The Federal Reserve should continue cutting interest rates at a moderate pace with inflation cooling and effectively zero job growth and a "very soft" labor market, Fed Governor Chris Waller said Wednesday, adding rates are still 50 to 100 bps above neutral.
"If I believe inflation is under control, inflation expectations are anchored, standard central bank wisdom is you look through one-off price effects like a tariff would be if it has inflation effects. Then the labor market's telling you we should continue cutting the rates," he said at a Yale University CEO Summit event in New York.
"We're not seeing a dramatic decline of labor market going off a cliff, right, just continuing to just soften and soften. So we can go in a moderate pace. I don't think we have to do anything dramatic." (See: MNI: Fed Biased To Ease With Focus On Jobs - Ex-Officials)
The FOMC cut its policy rate for a third straight meeting last week on worries that the labor market is softening.

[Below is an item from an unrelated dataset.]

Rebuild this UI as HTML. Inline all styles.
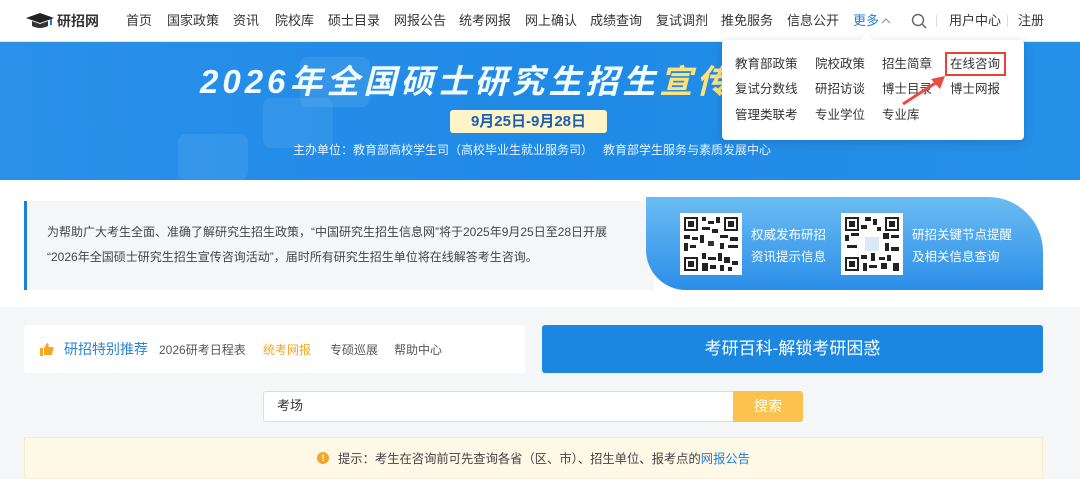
<!DOCTYPE html>
<html><head><meta charset="utf-8"><style>
*{margin:0;padding:0;box-sizing:border-box}
body{width:1080px;height:479px;overflow:hidden;position:relative;background:#f5f6f8;font-family:"Liberation Sans","Noto Sans CJK SC",sans-serif;color:#333}
.a{position:absolute;white-space:nowrap}
.nav{position:absolute;left:0;top:0;width:1080px;height:42px;background:#fff;border-bottom:1px solid #e8e8e8}
.nav span{position:absolute;top:13px;font-size:13px;color:#333;line-height:16px}
.banner{position:absolute;left:0;top:42px;width:1080px;height:138px;background:linear-gradient(90deg,#2a90ea,#1f8ae6 50%,#2590e8)}
.sec2{position:absolute;left:0;top:180px;width:1080px;height:127px;background:#fff}
.dd{position:absolute;left:722px;top:40px;width:302px;height:100px;background:#fff;border-radius:4px;box-shadow:0 2px 10px rgba(0,0,0,.15)}
.dd span{position:absolute;font-size:12.5px;color:#333;line-height:16px}
</style></head><body>
<div class="nav">
 <svg class="a" style="left:25px;top:13px" width="30" height="16" viewBox="0 0 30 16"><path d="M1 5 L15 0 L29 5 L15 10Z" fill="#222"/><path d="M7 8 V13 Q15 17 23 13 V8 L15 11Z" fill="#333"/><path d="M26 6 V12" stroke="#1e7fd8" stroke-width="2"/></svg>
 <span style="left:57px;font-weight:bold;font-size:14px;color:#333">研招网</span>
 <span style="left:126px">首页</span><span style="left:167px">国家政策</span><span style="left:233px">资讯</span><span style="left:275px">院校库</span><span style="left:328px">硕士目录</span><span style="left:394px">网报公告</span><span style="left:459px">统考网报</span><span style="left:525px">网上确认</span><span style="left:590px">成绩查询</span><span style="left:656px">复试调剂</span><span style="left:721px">推免服务</span><span style="left:787px">信息公开</span><span style="left:853px;color:#1e7fd8">更多</span>
 <svg class="a" style="left:881px;top:17px" width="10" height="7"><path d="M1 6 L5 2 L9 6" stroke="#999" fill="none" stroke-width="1.2"/></svg>
 <svg class="a" style="left:911px;top:13px" width="16" height="16"><circle cx="7" cy="7" r="5.5" stroke="#666" stroke-width="1.4" fill="none"/><path d="M11 11 L15 15" stroke="#666" stroke-width="1.5"/></svg>
 <div class="a" style="left:936px;top:15px;width:1px;height:12px;background:#ddd"></div>
 <span style="left:949px">用户中心</span>
 <div class="a" style="left:1007px;top:15px;width:1px;height:12px;background:#ddd"></div>
 <span style="left:1018px">注册</span>
</div>
<div class="banner">
 <div class="a" style="left:300px;top:15px;width:70px;height:50px;background:rgba(255,255,255,.08);border-radius:8px"></div>
 <div class="a" style="left:263px;top:56px;width:70px;height:50px;background:rgba(255,255,255,.07);border-radius:8px"></div>
 <div class="a" style="left:178px;top:92px;width:70px;height:46px;background:rgba(255,255,255,.07);border-radius:8px"></div>
 <div class="a" style="left:200px;top:20px;font-size:33px;font-weight:bold;font-style:italic;color:#f2fbff;letter-spacing:4px;line-height:40px">2026年全国硕士研究生招生<span style="color:#ffe27a">宣传</span></div>
 <div class="a" style="left:450px;top:68px;width:157px;height:23px;background:#fff3c8;border-radius:3px;text-align:center;font-size:15px;font-weight:bold;color:#1a5fb0;line-height:23px">9月25日-9月28日</div>
 <div class="a" style="left:293px;top:100px;font-size:12px;color:#e8f3ff;line-height:16px">主办单位：教育部高校学生司（高校毕业生就业服务司）&nbsp;&nbsp;&nbsp;教育部学生服务与素质发展中心</div>
</div>
<div class="sec2">
 <div class="a" style="left:24px;top:21px;width:630px;height:89px;background:#f5f6f8;border-left:3px solid #1e7fd8"></div>
 <div class="a" style="left:47px;top:44px;font-size:12px;color:#444;line-height:16px">为帮助广大考生全面、准确了解研究生招生政策，“中国研究生招生信息网”将于2025年9月25日至28日开展</div>
 <div class="a" style="left:47px;top:69px;font-size:12px;color:#444;line-height:16px">“2026年全国硕士研究生招生宣传咨询活动”，届时所有研究生招生单位将在线解答考生咨询。</div>
 <div class="a" style="left:646px;top:17px;width:397px;height:93px;background:linear-gradient(180deg,#6bbcf2,#2b8ee8);border-radius:0 55px 0 40px"></div>
 <svg class="a" style="left:680px;top:33px" width="62" height="62" viewBox="0 0 62 62"><rect width="62" height="62" fill="#fff"/><g fill="#222"><rect x="4" y="4" width="14" height="14"/><rect x="44" y="4" width="14" height="14"/><rect x="4" y="44" width="14" height="14"/></g><g fill="#fff"><rect x="6" y="6" width="10" height="10"/><rect x="46" y="6" width="10" height="10"/><rect x="6" y="46" width="10" height="10"/></g><g fill="#222"><rect x="8" y="8" width="6" height="6"/><rect x="48" y="8" width="6" height="6"/><rect x="8" y="48" width="6" height="6"/></g><path d="M22 4h4v4h-4zM28 8h6v3h-6zM36 4h4v6h-4zM22 14h8v3h-8zM32 16h6v4h-6zM4 22h6v4H4zM12 24h6v3h-6zM20 22h4v8h-4zM40 22h8v3h-8zM50 24h8v4h-8zM4 30h4v8H4zM10 32h6v3h-6zM40 30h4v6h-4zM48 32h10v3H48zM22 40h4v6h-4zM28 44h8v3h-8zM38 40h4v8h-4zM44 44h6v6h-6zM52 48h6v4h-6zM22 50h6v8h-6zM30 52h6v4h-6zM40 52h4v6h-4zM48 54h4v4h-4z" fill="#222"/><rect x="25" y="25" width="12" height="12" fill="#fff"/><rect x="28" y="28" width="6" height="5" fill="#333"/></svg>
 <div class="a" style="left:751px;top:44px;font-size:12.5px;color:#fff;line-height:22px">权威发布研招<br>资讯提示信息</div>
 <svg class="a" style="left:841px;top:33px" width="62" height="62" viewBox="0 0 62 62"><rect width="62" height="62" fill="#fff"/><g fill="#222"><rect x="4" y="4" width="14" height="14"/><rect x="44" y="4" width="14" height="14"/><rect x="4" y="44" width="14" height="14"/></g><g fill="#fff"><rect x="6" y="6" width="10" height="10"/><rect x="46" y="6" width="10" height="10"/><rect x="6" y="46" width="10" height="10"/></g><g fill="#222"><rect x="8" y="8" width="6" height="6"/><rect x="48" y="8" width="6" height="6"/><rect x="8" y="48" width="6" height="6"/></g><path d="M24 4h6v4h-6zM32 6h4v6h-4zM20 12h6v4h-6zM36 14h4v4h-4zM4 22h4v6H4zM10 20h8v3h-8zM42 20h6v6h-6zM50 22h8v3h-8zM6 32h10v3H6zM44 30h4v8h-4zM50 34h8v4h-8zM20 42h6v4h-6zM30 40h4v8h-4zM38 44h6v3h-6zM46 42h4v6h-4zM52 50h6v8h-6zM22 50h4v8h-4zM28 52h8v3h-8zM40 50h6v6h-6z" fill="#222"/><rect x="24" y="24" width="14" height="14" fill="#dbe9f7"/></svg>
 <div class="a" style="left:912px;top:44px;font-size:12.5px;color:#fff;line-height:22px">研招关键节点提醒<br>及相关信息查询</div>
</div>
<div class="a" style="left:24px;top:325px;width:501px;height:48px;background:#fff;border-radius:3px"></div>
<svg class="a" style="left:40px;top:342px" width="14" height="14"><rect x="0" y="6" width="3" height="8" fill="#f5a623"/><path d="M4 6 L7 1 Q9 1 8.5 5 H13 Q14 6 13 8 L12 13 H4Z" fill="#f5a623"/></svg>
<div class="a" style="left:64px;top:341px;font-size:14px;color:#2a85d8;line-height:16px">研招特别推荐</div>
<div class="a" style="left:159px;top:342px;font-size:12px;color:#555;line-height:16px">2026研考日程表</div>
<div class="a" style="left:263px;top:342px;font-size:12px;color:#f5a623;line-height:16px">统考网报</div>
<div class="a" style="left:330px;top:342px;font-size:12px;color:#555;line-height:16px">专硕巡展</div>
<div class="a" style="left:394px;top:342px;font-size:12px;color:#555;line-height:16px">帮助中心</div>
<div class="a" style="left:542px;top:325px;width:501px;height:48px;background:#1b87e0;border-radius:3px;text-align:center;color:#fff;font-size:17px;line-height:48px">考研百科-解锁考研困惑</div>
<div class="a" style="left:263px;top:391px;width:472px;height:31px;background:#fff;border:1px solid #ddd;border-radius:3px 0 0 3px"></div>
<div class="a" style="left:277px;top:398px;font-size:13px;color:#333;line-height:16px">考场</div>
<div class="a" style="left:733px;top:391px;width:70px;height:31px;background:#fbc24c;border-radius:0 3px 3px 0;text-align:center;color:#fff;font-size:14px;line-height:31px">搜索</div>
<div class="a" style="left:24px;top:437px;width:1019px;height:42px;background:#fef8e7;border:1px solid #f9ecc8"></div>
<div class="a" style="left:317px;top:452px;width:12px;height:12px;border-radius:50%;background:#f5a623;color:#fff;font-size:9px;text-align:center;line-height:12px;font-weight:bold">!</div>
<div class="a" style="left:338px;top:451px;font-size:12.3px;color:#444;line-height:16px">提示：考生在咨询前可先查询各省（区、市）、招生单位、报考点的<span style="color:#1e7fd8">网报公告</span></div>
<div class="dd">
 <svg class="a" style="left:138px;top:-6px" width="14" height="7"><path d="M0 7 L7 0 L14 7Z" fill="#fff"/></svg>
 <span style="left:13px;top:16px">教育部政策</span><span style="left:93px;top:16px">院校政策</span><span style="left:160px;top:16px">招生简章</span><span style="left:228px;top:16px">在线咨询</span>
 <span style="left:13px;top:41px">复试分数线</span><span style="left:93px;top:41px">研招访谈</span><span style="left:160px;top:41px">博士目录</span><span style="left:228px;top:41px">博士网报</span>
 <span style="left:13px;top:67px">管理类联考</span><span style="left:93px;top:67px">专业学位</span><span style="left:160px;top:67px">专业库</span>
 <div class="a" style="left:223px;top:12px;width:61px;height:24px;border:2px solid #e8403a"></div>
</div>
<svg class="a" style="left:895px;top:70px" width="60" height="40"><path d="M8 34 L42 12" stroke="#ec4b43" stroke-width="3"/><path d="M50 6 L36 9 L45 19Z" fill="#ec4b43"/></svg>
</body></html>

The unemployment rate rose to 4.6% in November, and job growth is close to zero if accounting for anticipated downward revisions by the Bureau of Labor Statistics, Waller said. The stall in hiring could be temporary as firms wait out trade uncertainty and figure out how to add AI to their business, he said.
Inflation could be stickier for longer but won't reaccelerate, Waller said. "There's no forces that are suggesting that inflation is going to take off again in 2026. If anything, the tariff effects, whatever they may be, those will start coming off as a one-time price effect."